Aim: Print the lines starting at the line containing "and Tailwind CSS." and ending at the line containing "string; no: string;", exactly and in full, without the pictures.

Task input:
# # # # # # #
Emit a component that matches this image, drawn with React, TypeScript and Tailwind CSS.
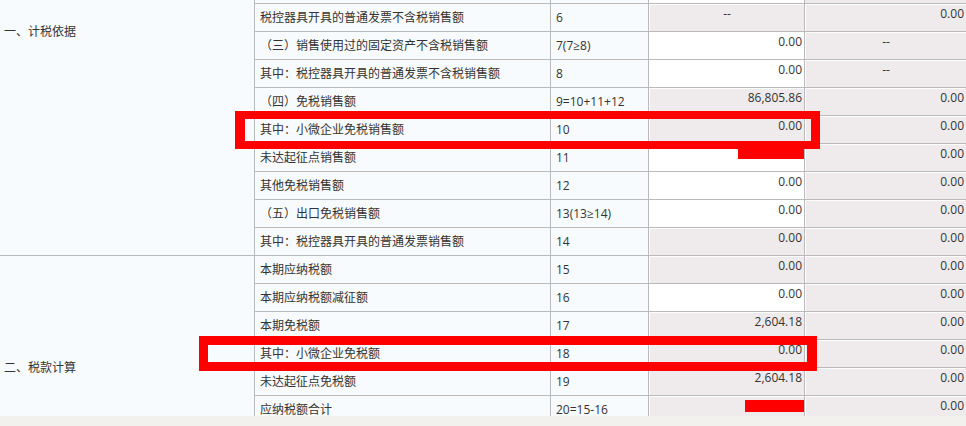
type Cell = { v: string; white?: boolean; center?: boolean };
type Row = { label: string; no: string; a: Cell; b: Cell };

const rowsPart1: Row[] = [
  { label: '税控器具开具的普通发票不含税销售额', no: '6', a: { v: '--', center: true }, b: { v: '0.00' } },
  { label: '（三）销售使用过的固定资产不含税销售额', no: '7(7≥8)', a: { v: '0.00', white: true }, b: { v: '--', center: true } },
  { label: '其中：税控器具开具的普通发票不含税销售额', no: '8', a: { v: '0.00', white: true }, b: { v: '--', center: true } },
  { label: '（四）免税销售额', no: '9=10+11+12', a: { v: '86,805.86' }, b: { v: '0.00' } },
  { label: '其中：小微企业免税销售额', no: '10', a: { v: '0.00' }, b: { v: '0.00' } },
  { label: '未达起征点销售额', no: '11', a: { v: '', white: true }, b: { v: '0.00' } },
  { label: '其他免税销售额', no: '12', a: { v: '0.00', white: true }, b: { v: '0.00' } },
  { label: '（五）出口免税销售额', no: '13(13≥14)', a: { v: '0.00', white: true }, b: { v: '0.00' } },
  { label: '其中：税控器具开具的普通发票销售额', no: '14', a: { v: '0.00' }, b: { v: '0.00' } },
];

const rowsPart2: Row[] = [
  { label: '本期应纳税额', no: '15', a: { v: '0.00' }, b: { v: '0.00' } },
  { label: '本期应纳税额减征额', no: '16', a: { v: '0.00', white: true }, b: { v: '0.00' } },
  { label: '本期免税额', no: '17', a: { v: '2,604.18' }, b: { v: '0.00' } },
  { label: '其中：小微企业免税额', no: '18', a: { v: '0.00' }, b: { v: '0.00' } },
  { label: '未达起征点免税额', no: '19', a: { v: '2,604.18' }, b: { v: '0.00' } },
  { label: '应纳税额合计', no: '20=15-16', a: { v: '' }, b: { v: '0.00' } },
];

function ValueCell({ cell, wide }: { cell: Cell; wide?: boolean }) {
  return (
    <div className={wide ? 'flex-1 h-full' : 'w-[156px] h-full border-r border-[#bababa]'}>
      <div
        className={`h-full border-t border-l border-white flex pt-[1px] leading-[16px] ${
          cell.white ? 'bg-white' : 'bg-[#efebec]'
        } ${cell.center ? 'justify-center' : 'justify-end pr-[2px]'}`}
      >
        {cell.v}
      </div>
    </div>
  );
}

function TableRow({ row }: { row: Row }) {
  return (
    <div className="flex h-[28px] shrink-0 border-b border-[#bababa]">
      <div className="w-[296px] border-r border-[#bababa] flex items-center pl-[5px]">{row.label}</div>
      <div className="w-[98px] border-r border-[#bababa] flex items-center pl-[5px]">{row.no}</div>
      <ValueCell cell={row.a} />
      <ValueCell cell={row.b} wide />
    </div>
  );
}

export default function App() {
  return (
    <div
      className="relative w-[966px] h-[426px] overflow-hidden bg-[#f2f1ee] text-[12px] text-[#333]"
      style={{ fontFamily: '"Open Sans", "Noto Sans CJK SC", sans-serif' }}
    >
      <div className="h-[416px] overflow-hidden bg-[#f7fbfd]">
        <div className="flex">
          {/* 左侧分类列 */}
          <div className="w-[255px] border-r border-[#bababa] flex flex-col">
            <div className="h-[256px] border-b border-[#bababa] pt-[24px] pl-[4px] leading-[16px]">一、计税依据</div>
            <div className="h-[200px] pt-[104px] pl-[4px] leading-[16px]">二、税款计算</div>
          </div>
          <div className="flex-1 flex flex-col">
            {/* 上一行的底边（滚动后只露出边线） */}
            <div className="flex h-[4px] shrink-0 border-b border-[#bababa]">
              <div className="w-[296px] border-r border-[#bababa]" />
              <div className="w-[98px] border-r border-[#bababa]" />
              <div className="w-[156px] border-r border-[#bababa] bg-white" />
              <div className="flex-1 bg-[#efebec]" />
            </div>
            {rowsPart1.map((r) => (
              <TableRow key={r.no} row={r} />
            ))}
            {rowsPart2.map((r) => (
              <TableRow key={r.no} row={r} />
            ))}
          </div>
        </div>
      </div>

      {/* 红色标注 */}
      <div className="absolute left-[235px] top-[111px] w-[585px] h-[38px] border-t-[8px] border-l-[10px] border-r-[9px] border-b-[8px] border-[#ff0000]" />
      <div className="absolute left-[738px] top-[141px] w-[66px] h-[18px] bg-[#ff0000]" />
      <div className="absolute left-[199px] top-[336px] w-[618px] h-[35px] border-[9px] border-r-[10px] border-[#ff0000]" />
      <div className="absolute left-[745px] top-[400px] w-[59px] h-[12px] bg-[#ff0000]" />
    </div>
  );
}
# # # # # # #
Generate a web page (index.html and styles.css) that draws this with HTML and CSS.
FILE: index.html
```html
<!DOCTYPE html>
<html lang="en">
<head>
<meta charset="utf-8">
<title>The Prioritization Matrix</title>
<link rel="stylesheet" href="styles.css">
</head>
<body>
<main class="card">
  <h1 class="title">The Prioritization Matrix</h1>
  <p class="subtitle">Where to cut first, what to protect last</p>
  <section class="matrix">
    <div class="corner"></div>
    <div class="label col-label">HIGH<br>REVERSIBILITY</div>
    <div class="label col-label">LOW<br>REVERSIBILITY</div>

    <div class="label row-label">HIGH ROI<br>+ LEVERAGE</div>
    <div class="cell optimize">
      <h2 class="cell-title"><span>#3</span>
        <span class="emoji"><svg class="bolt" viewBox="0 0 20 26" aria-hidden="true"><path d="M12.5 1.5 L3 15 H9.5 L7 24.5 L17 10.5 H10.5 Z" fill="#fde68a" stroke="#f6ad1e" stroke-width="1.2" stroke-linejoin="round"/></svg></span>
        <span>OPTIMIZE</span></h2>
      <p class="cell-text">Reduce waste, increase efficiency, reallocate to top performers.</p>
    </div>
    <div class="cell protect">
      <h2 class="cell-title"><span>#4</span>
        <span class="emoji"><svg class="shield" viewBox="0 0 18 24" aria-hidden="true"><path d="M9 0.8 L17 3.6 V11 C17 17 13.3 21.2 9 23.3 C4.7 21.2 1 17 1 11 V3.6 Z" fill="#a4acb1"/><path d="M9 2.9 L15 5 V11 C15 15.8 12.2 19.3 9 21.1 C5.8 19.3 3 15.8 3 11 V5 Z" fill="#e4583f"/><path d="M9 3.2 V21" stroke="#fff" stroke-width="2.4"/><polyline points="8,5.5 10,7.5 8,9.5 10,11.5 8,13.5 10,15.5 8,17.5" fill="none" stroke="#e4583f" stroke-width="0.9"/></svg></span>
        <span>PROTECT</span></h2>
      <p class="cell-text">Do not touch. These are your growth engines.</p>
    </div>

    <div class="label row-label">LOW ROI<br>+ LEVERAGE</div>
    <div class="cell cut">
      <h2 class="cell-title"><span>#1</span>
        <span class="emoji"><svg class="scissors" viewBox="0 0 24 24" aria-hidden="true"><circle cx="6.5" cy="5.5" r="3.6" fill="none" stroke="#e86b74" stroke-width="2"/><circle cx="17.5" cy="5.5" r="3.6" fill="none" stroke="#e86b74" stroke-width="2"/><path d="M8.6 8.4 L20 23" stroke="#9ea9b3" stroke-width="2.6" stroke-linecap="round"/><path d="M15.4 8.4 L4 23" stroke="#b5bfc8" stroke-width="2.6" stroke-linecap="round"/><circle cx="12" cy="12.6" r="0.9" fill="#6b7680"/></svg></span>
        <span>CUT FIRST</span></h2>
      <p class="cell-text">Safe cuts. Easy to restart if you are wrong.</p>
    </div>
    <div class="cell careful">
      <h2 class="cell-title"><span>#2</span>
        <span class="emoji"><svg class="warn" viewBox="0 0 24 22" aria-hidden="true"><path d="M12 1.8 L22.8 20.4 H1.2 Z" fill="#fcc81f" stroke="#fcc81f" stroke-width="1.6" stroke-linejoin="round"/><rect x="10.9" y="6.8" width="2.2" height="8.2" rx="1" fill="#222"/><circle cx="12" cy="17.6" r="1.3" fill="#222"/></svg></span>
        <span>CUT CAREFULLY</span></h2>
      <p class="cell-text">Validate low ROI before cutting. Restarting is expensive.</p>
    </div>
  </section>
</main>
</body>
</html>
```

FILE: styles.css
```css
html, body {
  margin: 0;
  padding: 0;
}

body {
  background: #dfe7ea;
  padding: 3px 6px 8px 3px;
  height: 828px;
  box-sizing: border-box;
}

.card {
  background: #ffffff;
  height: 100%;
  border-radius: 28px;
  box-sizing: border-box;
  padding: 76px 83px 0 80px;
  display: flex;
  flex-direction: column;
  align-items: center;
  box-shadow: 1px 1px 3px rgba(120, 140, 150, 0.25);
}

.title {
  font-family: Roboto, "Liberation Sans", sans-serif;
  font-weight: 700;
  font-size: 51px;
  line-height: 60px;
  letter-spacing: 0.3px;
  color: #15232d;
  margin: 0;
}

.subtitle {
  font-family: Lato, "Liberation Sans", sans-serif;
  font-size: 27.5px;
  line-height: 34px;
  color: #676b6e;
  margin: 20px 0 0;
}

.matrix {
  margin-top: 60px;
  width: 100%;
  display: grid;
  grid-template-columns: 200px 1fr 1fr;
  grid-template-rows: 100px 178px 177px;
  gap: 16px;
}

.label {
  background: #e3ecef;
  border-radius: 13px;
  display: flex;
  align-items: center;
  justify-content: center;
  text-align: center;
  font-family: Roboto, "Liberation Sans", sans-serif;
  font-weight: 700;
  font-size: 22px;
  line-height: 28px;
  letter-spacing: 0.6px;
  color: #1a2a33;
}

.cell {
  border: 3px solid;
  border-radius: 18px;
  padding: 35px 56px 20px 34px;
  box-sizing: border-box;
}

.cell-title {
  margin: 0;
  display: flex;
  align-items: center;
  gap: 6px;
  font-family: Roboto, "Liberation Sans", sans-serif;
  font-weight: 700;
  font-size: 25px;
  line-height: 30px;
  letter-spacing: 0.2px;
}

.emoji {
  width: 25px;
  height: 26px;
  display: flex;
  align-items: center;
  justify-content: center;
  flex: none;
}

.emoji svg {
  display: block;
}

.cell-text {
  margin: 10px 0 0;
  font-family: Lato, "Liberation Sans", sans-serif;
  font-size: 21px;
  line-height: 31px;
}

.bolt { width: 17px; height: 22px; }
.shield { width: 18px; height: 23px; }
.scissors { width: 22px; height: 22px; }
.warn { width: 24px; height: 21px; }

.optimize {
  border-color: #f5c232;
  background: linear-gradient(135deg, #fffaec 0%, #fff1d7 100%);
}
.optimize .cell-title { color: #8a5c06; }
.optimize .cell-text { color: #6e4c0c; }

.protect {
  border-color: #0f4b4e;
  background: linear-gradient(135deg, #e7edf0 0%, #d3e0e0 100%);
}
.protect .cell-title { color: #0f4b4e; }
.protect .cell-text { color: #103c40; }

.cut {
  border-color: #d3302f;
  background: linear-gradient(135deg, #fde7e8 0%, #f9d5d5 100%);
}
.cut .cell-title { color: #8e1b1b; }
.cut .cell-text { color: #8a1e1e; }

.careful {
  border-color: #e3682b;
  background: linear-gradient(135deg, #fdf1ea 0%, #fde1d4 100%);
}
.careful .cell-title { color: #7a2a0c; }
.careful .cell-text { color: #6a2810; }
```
# # # # # # #
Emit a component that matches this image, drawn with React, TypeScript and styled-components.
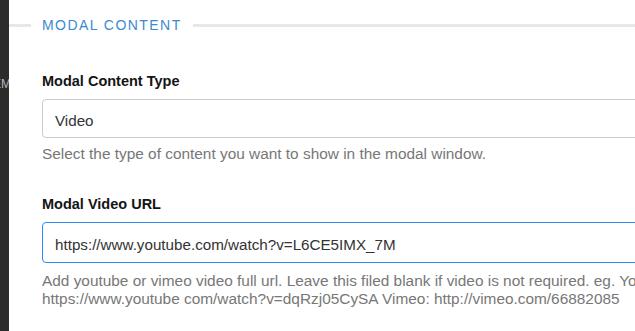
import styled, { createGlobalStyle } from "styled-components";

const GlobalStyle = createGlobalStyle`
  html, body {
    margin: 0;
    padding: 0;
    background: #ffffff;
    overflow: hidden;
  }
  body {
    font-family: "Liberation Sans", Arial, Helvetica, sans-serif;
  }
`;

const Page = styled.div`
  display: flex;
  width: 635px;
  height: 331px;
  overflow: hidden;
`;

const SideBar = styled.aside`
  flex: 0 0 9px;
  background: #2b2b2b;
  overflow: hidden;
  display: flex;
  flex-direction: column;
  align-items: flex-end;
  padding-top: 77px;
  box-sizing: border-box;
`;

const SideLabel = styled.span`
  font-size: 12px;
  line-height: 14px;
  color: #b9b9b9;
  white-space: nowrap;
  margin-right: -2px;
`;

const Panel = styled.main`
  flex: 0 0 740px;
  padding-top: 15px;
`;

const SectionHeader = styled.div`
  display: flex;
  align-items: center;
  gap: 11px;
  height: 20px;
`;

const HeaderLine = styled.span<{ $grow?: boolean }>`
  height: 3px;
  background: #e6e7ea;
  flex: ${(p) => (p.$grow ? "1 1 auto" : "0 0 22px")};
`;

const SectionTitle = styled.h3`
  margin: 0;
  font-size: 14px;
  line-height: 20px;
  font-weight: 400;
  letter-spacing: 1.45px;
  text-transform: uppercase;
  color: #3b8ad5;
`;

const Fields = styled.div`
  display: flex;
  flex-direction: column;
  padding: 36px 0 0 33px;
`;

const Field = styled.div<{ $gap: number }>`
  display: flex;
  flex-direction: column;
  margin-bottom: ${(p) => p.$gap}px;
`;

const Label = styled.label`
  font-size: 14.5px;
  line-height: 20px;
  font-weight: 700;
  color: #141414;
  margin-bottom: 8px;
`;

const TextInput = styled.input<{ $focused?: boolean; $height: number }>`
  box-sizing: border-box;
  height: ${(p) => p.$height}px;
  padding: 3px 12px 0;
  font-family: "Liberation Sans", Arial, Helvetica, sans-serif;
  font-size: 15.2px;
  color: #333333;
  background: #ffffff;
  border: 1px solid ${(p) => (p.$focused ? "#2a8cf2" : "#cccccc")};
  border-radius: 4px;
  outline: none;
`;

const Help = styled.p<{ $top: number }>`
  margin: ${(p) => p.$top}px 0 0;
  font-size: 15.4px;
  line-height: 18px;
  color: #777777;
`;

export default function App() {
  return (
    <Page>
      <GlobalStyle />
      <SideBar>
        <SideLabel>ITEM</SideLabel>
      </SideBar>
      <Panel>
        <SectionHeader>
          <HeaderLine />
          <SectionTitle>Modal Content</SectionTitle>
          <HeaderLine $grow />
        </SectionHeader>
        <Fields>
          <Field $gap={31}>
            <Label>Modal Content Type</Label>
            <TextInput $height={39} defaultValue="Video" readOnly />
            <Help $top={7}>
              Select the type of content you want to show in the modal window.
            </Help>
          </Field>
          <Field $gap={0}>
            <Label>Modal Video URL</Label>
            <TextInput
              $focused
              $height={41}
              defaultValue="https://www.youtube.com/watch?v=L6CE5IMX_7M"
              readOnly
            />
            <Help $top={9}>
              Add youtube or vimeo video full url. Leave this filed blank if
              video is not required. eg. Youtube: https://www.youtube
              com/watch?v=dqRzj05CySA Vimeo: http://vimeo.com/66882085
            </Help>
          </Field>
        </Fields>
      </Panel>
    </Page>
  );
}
# # # # # # #
Task output:
Emit a component that matches this image, drawn with React, TypeScript and Tailwind CSS.
type Cell = { v: string; white?: boolean; center?: boolean };
type Row = { label: string; no: string; a: Cell; b: Cell };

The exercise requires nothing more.